A list of 39 firms producing prefab and modular buildings was compiled from prefabAUS members and web pages. This appears to be a market with few major firms and a large number of small local producers, specialised by type of material and type of building produced. The industries they come from include engineering and architectural practices, building contractors, and corporates, and any modules or buildings these firms produce will not be found in the ABS manufacturing statistics. This is not a criticism of the ABS, it is an outcome of the classification system used internationally for industry data. 

 

The extent and scale of prefabrication used in Australian construction is unknown, and currently is unknowable. Based on available evidence it is mainly used in specific sectors like the mining industry, education, low cost housing, aged care and retirement villages. There is no evidence that it is cost competitive with conventional construction methods for the great majority of projects.
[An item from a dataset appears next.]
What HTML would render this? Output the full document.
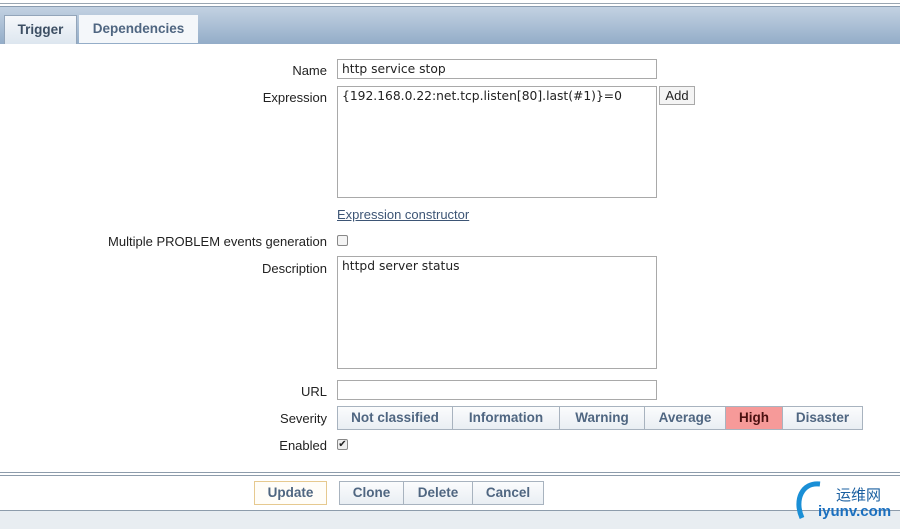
<!DOCTYPE html>
<html><head><style>
*{margin:0;padding:0;box-sizing:border-box}
body{width:900px;height:529px;position:relative;background:#fff;font-family:"Liberation Sans","DejaVu Sans",sans-serif;font-size:13px;color:#222;overflow:hidden}
.abs{position:absolute}
.lbl{position:absolute;right:573px;text-align:right;white-space:nowrap}
.inp{position:absolute;border:1px solid #a9a9a9;background:#fff;padding:2px 4px;font-family:"DejaVu Sans",sans-serif;font-size:12.3px}
.btn{position:absolute;border:1px solid #a8b3bf;background:linear-gradient(#fbfcfd,#e9eef3);color:#4f6681;font-weight:bold;font-size:13.5px;text-align:center;line-height:22px}
</style></head><body>
<div class="abs" style="left:0;top:0;width:900px;height:44px;background:#fff"></div>
<div class="abs" style="left:0;top:3px;width:900px;height:1px;background:#9aa6b2"></div>
<div class="abs" style="left:0;top:6px;width:900px;height:38px;background:linear-gradient(#c3d2e2,#93adc8);border-top:1px solid #8a9cb0"></div>
<div class="abs" style="left:4px;top:15px;width:73px;height:29px;background:linear-gradient(#f6f8fb,#dde6ef);border:1px solid #93a5ba;border-bottom:none;color:#3c4e63;font-weight:bold;font-size:13.5px;text-align:center;line-height:28px">Trigger</div>
<div class="abs" style="left:79px;top:15px;width:119px;height:28px;background:#f4f7fa;color:#4f6681;font-weight:bold;font-size:13.5px;text-align:center;line-height:28px">Dependencies</div>

<div class="lbl" style="top:63px">Name</div>
<div class="inp" style="left:337px;top:59px;width:320px;height:20px;line-height:14px">http service stop</div>
<div class="lbl" style="top:90px">Expression</div>
<div class="inp" style="left:337px;top:86px;width:320px;height:112px">{192.168.0.22:net.tcp.listen[80].last(#1)}=0</div>
<div class="abs" style="left:659px;top:86px;width:36px;height:19px;border:1px solid #a9a9a9;background:#f4f4f4;text-align:center;line-height:17px">Add</div>
<div class="abs" style="left:337px;top:207px;color:#3d5575;text-decoration:underline">Expression constructor</div>
<div class="lbl" style="top:234px">Multiple PROBLEM events generation</div>
<div class="abs" style="left:337px;top:235px;width:11px;height:11px;border:1px solid #888;border-radius:2px;background:#f4f4f4"></div>
<div class="lbl" style="top:261px">Description</div>
<div class="inp" style="left:337px;top:256px;width:320px;height:113px">httpd server status</div>
<div class="lbl" style="top:384px">URL</div>
<div class="inp" style="left:337px;top:380px;width:320px;height:20px"></div>
<div class="lbl" style="top:411px">Severity</div>
<div class="btn" style="left:337px;top:406px;width:116px;height:24px">Not classified</div>
<div class="btn" style="left:452px;top:406px;width:108px;height:24px">Information</div>
<div class="btn" style="left:559px;top:406px;width:86px;height:24px">Warning</div>
<div class="btn" style="left:644px;top:406px;width:82px;height:24px">Average</div>
<div class="btn" style="left:725px;top:406px;width:58px;height:24px;background:#f69a99;color:#4a1010">High</div>
<div class="btn" style="left:782px;top:406px;width:81px;height:24px">Disaster</div>
<div class="lbl" style="top:438px">Enabled</div>
<div class="abs" style="left:337px;top:439px;width:11px;height:11px;border:1px solid #888;border-radius:2px;background:#eee;font-size:10px;line-height:9px;text-align:center">✔</div>

<div class="abs" style="left:0;top:472px;width:900px;height:1px;background:#8d9cab"></div>
<div class="abs" style="left:0;top:475px;width:900px;height:1px;background:#8d9cab"></div>
<div class="abs" style="left:0;top:510px;width:900px;height:1px;background:#8d9cab"></div>
<div class="abs" style="left:0;top:511px;width:900px;height:18px;background:#e8edf1"></div>
<div class="btn" style="left:254px;top:481px;width:73px;height:24px;border-color:#e6c98f;background:#fffdf8">Update</div>
<div class="btn" style="left:339px;top:481px;width:65px;height:24px">Clone</div>
<div class="btn" style="left:403px;top:481px;width:70px;height:24px">Delete</div>
<div class="btn" style="left:472px;top:481px;width:72px;height:24px">Cancel</div>
<svg class="abs" style="left:790px;top:478px" width="40" height="48"><path d="M30 6 C12 4 4 22 12 40" stroke="#1a8fd6" stroke-width="5" fill="none"/></svg>
<div class="abs" style="left:836px;top:484px;font-family:'Noto Sans CJK SC',sans-serif;font-size:15px;color:#1a5fa0">运维网</div>
<div class="abs" style="left:818px;top:503px;font-size:15px;font-weight:bold;color:#1a6fbf">iyunv.com</div>
</body></html>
This may be because prefab is a developing industry, or because economies of scale are not as great as expected. 

 

With offsite manufacturing in general, and prefabrication in particular, being seen as important to addressing the industry challenges of sustainability, productivity and skills, this lack of data is regrettable, and the lack of data on how many and what type of prefabricated buildings and components are produced each year in Australia is a problem if an objective of industry policy is to increase the use of prefab and modular construction.